> _DATA EXCERPT_
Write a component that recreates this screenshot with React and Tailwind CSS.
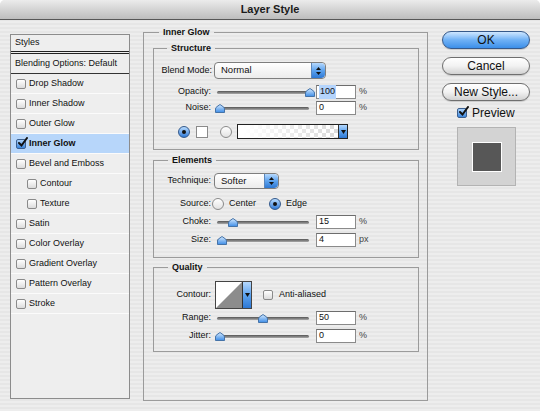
import React from 'react';

const font = "font-['Liberation_Sans',Arial,sans-serif]";

function Check({ checked, size = 'w-[9px] h-[9px]' }) {
  if (checked) {
    return (
      <div className={`${size} relative shrink-0 rounded-[2px] border border-[#3b5f8f] bg-gradient-to-b from-[#a9d0f8] to-[#3a86dc]`}>
        <svg className="absolute -top-[3px] left-0" width="11" height="11" viewBox="0 0 11 11">
          <path d="M2 6 L4.5 8.5 L10 1" fill="none" stroke="#111" strokeWidth="2" strokeLinecap="round" />
        </svg>
      </div>
    );
  }
  return <div className={`${size} shrink-0 rounded-[2px] border border-[#8a8a8a] bg-gradient-to-b from-white to-[#dcdcdc]`} />;
}

function Radio({ checked }) {
  if (checked) {
    return (
      <div className="w-[12px] h-[12px] shrink-0 rounded-full border border-[#33598c] bg-gradient-to-b from-[#b8dcff] to-[#2f7ad6] flex items-center justify-center">
        <div className="w-[4px] h-[4px] rounded-full bg-[#111]" />
      </div>
    );
  }
  return <div className="w-[12px] h-[12px] shrink-0 rounded-full border border-[#8a8a8a] bg-gradient-to-b from-white to-[#e2e2e2]" />;
}

function Slider({ at }) {
  return (
    <div className="relative w-[99px] h-[14px] shrink-0 flex items-center">
      <div className="w-[92px] h-[3px] rounded-full bg-gradient-to-b from-[#555] to-[#aaa]" />
      <svg className="absolute top-[3px]" style={{ left: at - 4.5 }} width="10" height="9" viewBox="0 0 10 9">
        <defs>
          <linearGradient id="thumb" x1="0" y1="0" x2="0" y2="1">
            <stop offset="0" stopColor="#d6ebff" />
            <stop offset="1" stopColor="#3d8ce6" />
          </linearGradient>
        </defs>
        <path d="M0.5 8.5 V5 Q0.5 3.6 2 2.6 L5 0.5 L8 2.6 Q9.5 3.6 9.5 5 V8.5 Z" fill="url(#thumb)" stroke="#4573a8" />
      </svg>
    </div>
  );
}

function NumInput({ value, selected }) {
  return (
    <div className="w-[40px] h-[14px] shrink-0 border border-[#8a8a8a] border-t-[#6d6d6d] bg-white pl-[2px] flex items-center text-[9px] text-[#111]">
      <span className={selected ? 'bg-[#b4d4fc] px-px' : ''}>{value}</span>
    </div>
  );
}

function Stepper() {
  return (
    <div className="w-[14px] h-full shrink-0 rounded-r-[4px] border-l border-[#5b86bb] bg-gradient-to-b from-[#b5d8fd] via-[#5da3ee] to-[#2d78d4] flex flex-col items-center justify-center gap-[2px]">
      <svg width="5" height="3" viewBox="0 0 5 3"><path d="M0 3 L2.5 0 L5 3 Z" fill="#111" /></svg>
      <svg width="5" height="3" viewBox="0 0 5 3"><path d="M0 0 L2.5 3 L5 0 Z" fill="#111" /></svg>
    </div>
  );
}

function Dropdown({ label, className }) {
  return (
    <div className={`${className} shrink-0 flex rounded-[4px] border border-[#7e7e7e] bg-gradient-to-b from-white to-[#ececec] overflow-hidden`}>
      <div className="flex-1 pl-[6px] flex items-center text-[9.5px] text-[#111]">{label}</div>
      <Stepper />
    </div>
  );
}

function DownTip({ className }) {
  return (
    <div className={`${className} w-[9px] shrink-0 border-l border-[#333] bg-gradient-to-b from-[#b5d8fd] via-[#5da3ee] to-[#2d78d4] flex items-center justify-center`}>
      <svg width="5" height="4" viewBox="0 0 5 4"><path d="M0 0 L5 0 L2.5 4 Z" fill="#111" /></svg>
    </div>
  );
}

function Label({ children }) {
  return <div className="w-[57px] shrink-0 text-right text-[9px] text-[#111]">{children}</div>;
}

function SliderRow({ label, at, value, unit, selected }) {
  return (
    <div className="h-[18px] flex items-center">
      <Label>{label}</Label>
      <div className="ml-[6px]">
        <Slider at={at} />
      </div>
      <NumInput value={value} selected={selected} />
      <span className="ml-[3px] text-[9px] text-[#444]">{unit}</span>
    </div>
  );
}

function Group({ title, className, legendMl, children }) {
  return (
    <fieldset className={`${className} border border-[#9b9b9b]`}>
      <legend className={`${legendMl} px-[4px] leading-[12px] text-[9px] font-bold text-[#111]`}>{title}</legend>
      {children}
    </fieldset>
  );
}

const styleItems = [
  { name: 'Drop Shadow' },
  { name: 'Inner Shadow' },
  { name: 'Outer Glow' },
  { name: 'Inner Glow', checked: true, active: true },
  { name: 'Bevel and Emboss' },
  { name: 'Contour', sub: true },
  { name: 'Texture', sub: true },
  { name: 'Satin' },
  { name: 'Color Overlay' },
  { name: 'Gradient Overlay' },
  { name: 'Pattern Overlay' },
  { name: 'Stroke' },
];

function StylesList() {
  return (
    <div className="ml-[10px] mt-[14px] w-[120px] h-[365px] shrink-0 border border-[#8c8c8c] bg-[#eeeeee] text-[9px] text-[#111] flex flex-col">
      <div className="h-[19px] pl-[4px] flex items-center border-b-[3px] border-double border-[#222]">Styles</div>
      <div className="h-[20px] pl-[4px] flex items-center border-b border-[#333]">Blending Options: Default</div>
      {styleItems.map((it) => (
        <div
          key={it.name}
          className={`h-[20px] flex items-center border-b border-[#fbfbfb] ${it.sub ? 'pl-[16px]' : 'pl-[5px]'} ${it.active ? 'bg-[#b7d6fa] font-bold' : ''}`}
        >
          <Check checked={it.checked} size="w-[10px] h-[10px]" />
          <span className="ml-[3px]">{it.name}</span>
        </div>
      ))}
    </div>
  );
}

function AquaButton({ children, primary }) {
  return (
    <div
      className={`w-[88px] h-[18px] rounded-full border flex items-center justify-center text-[12px] text-[#111] shadow-[0_1px_1px_rgba(0,0,0,0.15)] ${
        primary
          ? 'border-[#36598a] bg-gradient-to-b from-[#cfe7ff] via-[#6fb1f5] to-[#3b8fe9]'
          : 'border-[#6f6f6f] bg-gradient-to-b from-white via-[#f2f2f2] to-[#d2d2d2]'
      }`}
    >
      {children}
    </div>
  );
}

export default function App() {
  return (
    <div className="w-[540px] h-[411px] bg-white">
      <div className={`${font} w-[540px] h-[411px] rounded-t-[5px] overflow-hidden flex flex-col bg-[repeating-linear-gradient(0deg,#ededed_0px,#ededed_2px,#e6e6e6_2px,#e6e6e6_4px)]`}>
        <div className="h-[20px] shrink-0 border-b border-[#575757] bg-gradient-to-b from-[#ececec] to-[#bdbdbd] flex items-center justify-center text-[11px] font-bold text-[#1a1a1a]">
          Layer Style
        </div>

        <div className="flex items-start">
          <StylesList />

          <Group title="Inner Glow" className="ml-[13px] mt-[6px] w-[285px] h-[375px] shrink-0" legendMl="ml-[15px]">
            <Group title="Structure" className="ml-[9px] mt-[4px] w-[266px] pb-[10px]" legendMl="ml-[13px]">
              <div className="mt-[8px] h-[17px] flex items-center">
                <div className="w-[58px] shrink-0 text-right text-[9px] text-[#111]">Blend Mode:</div>
                <Dropdown label="Normal" className="ml-[2px] w-[112px] h-[17px]" />
              </div>
              <div className="mt-[5px]">
                <div className="h-[16px] flex items-center">
                  <Label>Opacity:</Label>
                  <div className="ml-[6px]"><Slider at={92} /></div>
                  <NumInput value="100" selected />
                  <span className="ml-[3px] text-[9px] text-[#444]">%</span>
                </div>
                <div className="h-[16px] flex items-center">
                  <Label>Noise:</Label>
                  <div className="ml-[6px]"><Slider at={2} /></div>
                  <NumInput value="0" />
                  <span className="ml-[3px] text-[9px] text-[#444]">%</span>
                </div>
              </div>
              <div className="mt-[8px] h-[15px] flex items-center">
                <div className="ml-[24px]"><Radio checked /></div>
                <div className="ml-[6px] w-[12px] h-[12px] border border-[#8a8a8a] bg-white" />
                <div className="ml-[12px]"><Radio /></div>
                <div className="ml-[5px] w-[111px] h-[15px] flex border border-[#222] overflow-hidden">
                  <div className="flex-1 bg-[image:linear-gradient(to_right,#fff_5%,rgba(255,255,255,0)_95%),repeating-conic-gradient(#dcdcdc_0_25%,#fff_0_50%)] bg-[length:100%_100%,8px_8px]" />
                  <DownTip className="h-full" />
                </div>
              </div>
            </Group>

            <Group title="Elements" className="ml-[9px] mt-[4px] w-[266px] pb-[8px]" legendMl="ml-[14px]">
              <div className="mt-[7px] h-[16px] flex items-center">
                <Label>Technique:</Label>
                <Dropdown label="Softer" className="ml-[3px] w-[65px] h-[16px]" />
              </div>
              <div className="mt-[7px] h-[16px] flex items-center text-[9px] text-[#111]">
                <Label>Source:</Label>
                <div className="ml-[1px]"><Radio /></div>
                <span className="ml-[5px]">Center</span>
                <div className="ml-[13px]"><Radio checked /></div>
                <span className="ml-[5px]">Edge</span>
              </div>
              <div className="mt-[1px]">
                <SliderRow label="Choke:" at={15} value="15" unit="%" />
                <SliderRow label="Size:" at={4} value="4" unit="px" />
              </div>
            </Group>

            <Group title="Quality" className="ml-[9px] mt-[3px] w-[266px] pb-[6px]" legendMl="ml-[14px]">
              <div className="mt-[8px] h-[28px] flex items-center">
                <Label>Contour:</Label>
                <div className="ml-[4px] w-[37px] h-[28px] flex border border-[#444] overflow-hidden">
                  <svg className="flex-1" width="27" height="26" viewBox="0 0 27 26" preserveAspectRatio="none">
                    <rect width="27" height="26" fill="#fff" />
                    <path d="M0 26 L27 0 L27 26 Z" fill="#8c8c8c" />
                  </svg>
                  <DownTip className="h-full" />
                </div>
                <div className="ml-[11px]"><Check size="w-[10px] h-[10px]" /></div>
                <span className="ml-[6px] text-[9px] text-[#111]">Anti-aliased</span>
              </div>
              <SliderRow label="Range:" at={45} value="50" unit="%" />
              <SliderRow label="Jitter:" at={2} value="0" unit="%" />
            </Group>
          </Group>

          <div className="ml-[14px] mt-[11px] w-[88px] shrink-0 flex flex-col">
            <AquaButton primary>OK</AquaButton>
            <div className="mt-[8px]"><AquaButton>Cancel</AquaButton></div>
            <div className="mt-[8px]"><AquaButton>New Style...</AquaButton></div>
            <div className="mt-[5px] h-[14px] ml-[15px] flex items-center">
              <Check checked size="w-[10px] h-[10px]" />
              <span className="ml-[5px] text-[12px] text-[#111]">Preview</span>
            </div>
            <div className="mt-[7px] ml-[15px] w-[59px] h-[59px] border border-[#b3b3b3] bg-[#d3d3d3] flex items-center justify-center">
              <div className="w-[30px] h-[30px] border border-white bg-[#575757]" />
            </div>
          </div>
        </div>
      </div>
    </div>
  );
}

> _TASK DIRECTIONS_
Pick out each line that holds the string "React".

> _WRITTEN RESPONSE_
Write a component that recreates this screenshot with React and Tailwind CSS.
import React from 'react';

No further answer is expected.